» **What is expected**: Go through the data and copy every line exactly, but not the images.
..............................
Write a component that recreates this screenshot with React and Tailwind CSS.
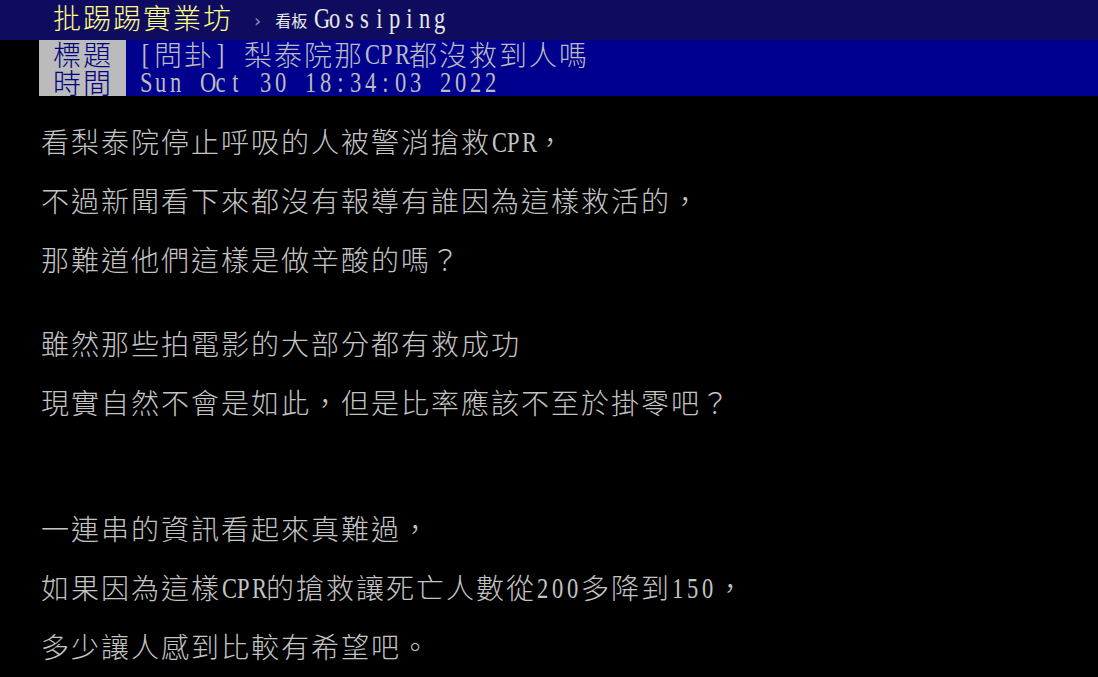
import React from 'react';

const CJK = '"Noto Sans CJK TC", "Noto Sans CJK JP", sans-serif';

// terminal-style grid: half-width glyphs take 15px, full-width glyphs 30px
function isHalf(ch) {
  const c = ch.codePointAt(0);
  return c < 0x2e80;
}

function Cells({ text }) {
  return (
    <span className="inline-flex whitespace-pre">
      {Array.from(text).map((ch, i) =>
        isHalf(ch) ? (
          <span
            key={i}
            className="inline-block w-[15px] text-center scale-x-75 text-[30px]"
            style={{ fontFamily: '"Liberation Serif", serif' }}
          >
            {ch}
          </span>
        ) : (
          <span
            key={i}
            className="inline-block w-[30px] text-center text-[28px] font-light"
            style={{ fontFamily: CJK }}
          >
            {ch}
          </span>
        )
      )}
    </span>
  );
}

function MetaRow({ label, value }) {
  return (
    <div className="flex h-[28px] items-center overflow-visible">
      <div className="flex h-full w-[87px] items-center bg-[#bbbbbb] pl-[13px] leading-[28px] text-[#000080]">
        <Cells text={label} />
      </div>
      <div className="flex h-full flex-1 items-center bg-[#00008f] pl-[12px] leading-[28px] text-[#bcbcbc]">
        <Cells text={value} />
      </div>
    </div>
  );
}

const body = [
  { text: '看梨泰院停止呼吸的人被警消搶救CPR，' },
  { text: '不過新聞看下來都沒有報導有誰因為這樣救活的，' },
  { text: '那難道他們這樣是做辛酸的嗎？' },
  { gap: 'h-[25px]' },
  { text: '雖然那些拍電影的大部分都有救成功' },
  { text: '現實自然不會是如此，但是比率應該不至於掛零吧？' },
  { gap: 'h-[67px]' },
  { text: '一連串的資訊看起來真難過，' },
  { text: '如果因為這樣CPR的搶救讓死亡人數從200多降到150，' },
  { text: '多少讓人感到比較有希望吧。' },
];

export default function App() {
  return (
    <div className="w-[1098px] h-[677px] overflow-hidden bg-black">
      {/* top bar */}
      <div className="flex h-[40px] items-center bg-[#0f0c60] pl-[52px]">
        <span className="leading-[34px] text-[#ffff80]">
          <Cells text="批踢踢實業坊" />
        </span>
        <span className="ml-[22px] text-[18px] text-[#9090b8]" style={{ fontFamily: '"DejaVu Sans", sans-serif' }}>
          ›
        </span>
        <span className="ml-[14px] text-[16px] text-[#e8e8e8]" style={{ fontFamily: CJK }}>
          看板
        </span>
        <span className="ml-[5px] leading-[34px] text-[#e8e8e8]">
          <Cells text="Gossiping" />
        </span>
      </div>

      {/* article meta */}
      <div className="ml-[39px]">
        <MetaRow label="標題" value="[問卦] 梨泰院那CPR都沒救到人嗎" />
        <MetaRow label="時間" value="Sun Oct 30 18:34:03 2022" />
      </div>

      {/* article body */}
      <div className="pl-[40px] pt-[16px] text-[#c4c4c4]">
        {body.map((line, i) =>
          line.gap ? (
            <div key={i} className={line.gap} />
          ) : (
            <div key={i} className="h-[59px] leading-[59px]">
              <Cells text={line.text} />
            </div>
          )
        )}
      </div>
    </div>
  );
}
..............................
» **Finished task**:
Write a component that recreates this screenshot with React and Tailwind CSS.
import React from 'react';

const CJK = '"Noto Sans CJK TC", "Noto Sans CJK JP", sans-serif';

// terminal-style grid: half-width glyphs take 15px, full-width glyphs 30px
function isHalf(ch) {
  const c = ch.codePointAt(0);
  return c < 0x2e80;
}

function Cells({ text }) {
  return (
    <span className="inline-flex whitespace-pre">
      {Array.from(text).map((ch, i) =>
        isHalf(ch) ? (
          <span
            key={i}
            className="inline-block w-[15px] text-center scale-x-75 text-[30px]"
            style={{ fontFamily: '"Liberation Serif", serif' }}
          >
            {ch}
          </span>
        ) : (
          <span
            key={i}
            className="inline-block w-[30px] text-center text-[28px] font-light"
            style={{ fontFamily: CJK }}
          >
            {ch}
          </span>
        )
      )}
    </span>
  );
}

function MetaRow({ label, value }) {
  return (
    <div className="flex h-[28px] items-center overflow-visible">
      <div className="flex h-full w-[87px] items-center bg-[#bbbbbb] pl-[13px] leading-[28px] text-[#000080]">
        <Cells text={label} />
      </div>
      <div className="flex h-full flex-1 items-center bg-[#00008f] pl-[12px] leading-[28px] text-[#bcbcbc]">
        <Cells text={value} />
      </div>
    </div>
  );
}

const body = [
  { text: '看梨泰院停止呼吸的人被警消搶救CPR，' },
  { text: '不過新聞看下來都沒有報導有誰因為這樣救活的，' },
  { text: '那難道他們這樣是做辛酸的嗎？' },
  { gap: 'h-[25px]' },
  { text: '雖然那些拍電影的大部分都有救成功' },
  { text: '現實自然不會是如此，但是比率應該不至於掛零吧？' },
  { gap: 'h-[67px]' },
  { text: '一連串的資訊看起來真難過，' },
  { text: '如果因為這樣CPR的搶救讓死亡人數從200多降到150，' },
  { text: '多少讓人感到比較有希望吧。' },
];

export default function App() {
  return (
    <div className="w-[1098px] h-[677px] overflow-hidden bg-black">
      {/* top bar */}
      <div className="flex h-[40px] items-center bg-[#0f0c60] pl-[52px]">
        <span className="leading-[34px] text-[#ffff80]">
          <Cells text="批踢踢實業坊" />
        </span>
        <span className="ml-[22px] text-[18px] text-[#9090b8]" style={{ fontFamily: '"DejaVu Sans", sans-serif' }}>
          ›
        </span>
        <span className="ml-[14px] text-[16px] text-[#e8e8e8]" style={{ fontFamily: CJK }}>
          看板
        </span>
        <span className="ml-[5px] leading-[34px] text-[#e8e8e8]">
          <Cells text="Gossiping" />
        </span>
      </div>

      {/* article meta */}
      <div className="ml-[39px]">
        <MetaRow label="標題" value="[問卦] 梨泰院那CPR都沒救到人嗎" />
        <MetaRow label="時間" value="Sun Oct 30 18:34:03 2022" />
      </div>

      {/* article body */}
      <div className="pl-[40px] pt-[16px] text-[#c4c4c4]">
        {body.map((line, i) =>
          line.gap ? (
            <div key={i} className={line.gap} />
          ) : (
            <div key={i} className="h-[59px] leading-[59px]">
              <Cells text={line.text} />
            </div>
          )
        )}
      </div>
    </div>
  );
}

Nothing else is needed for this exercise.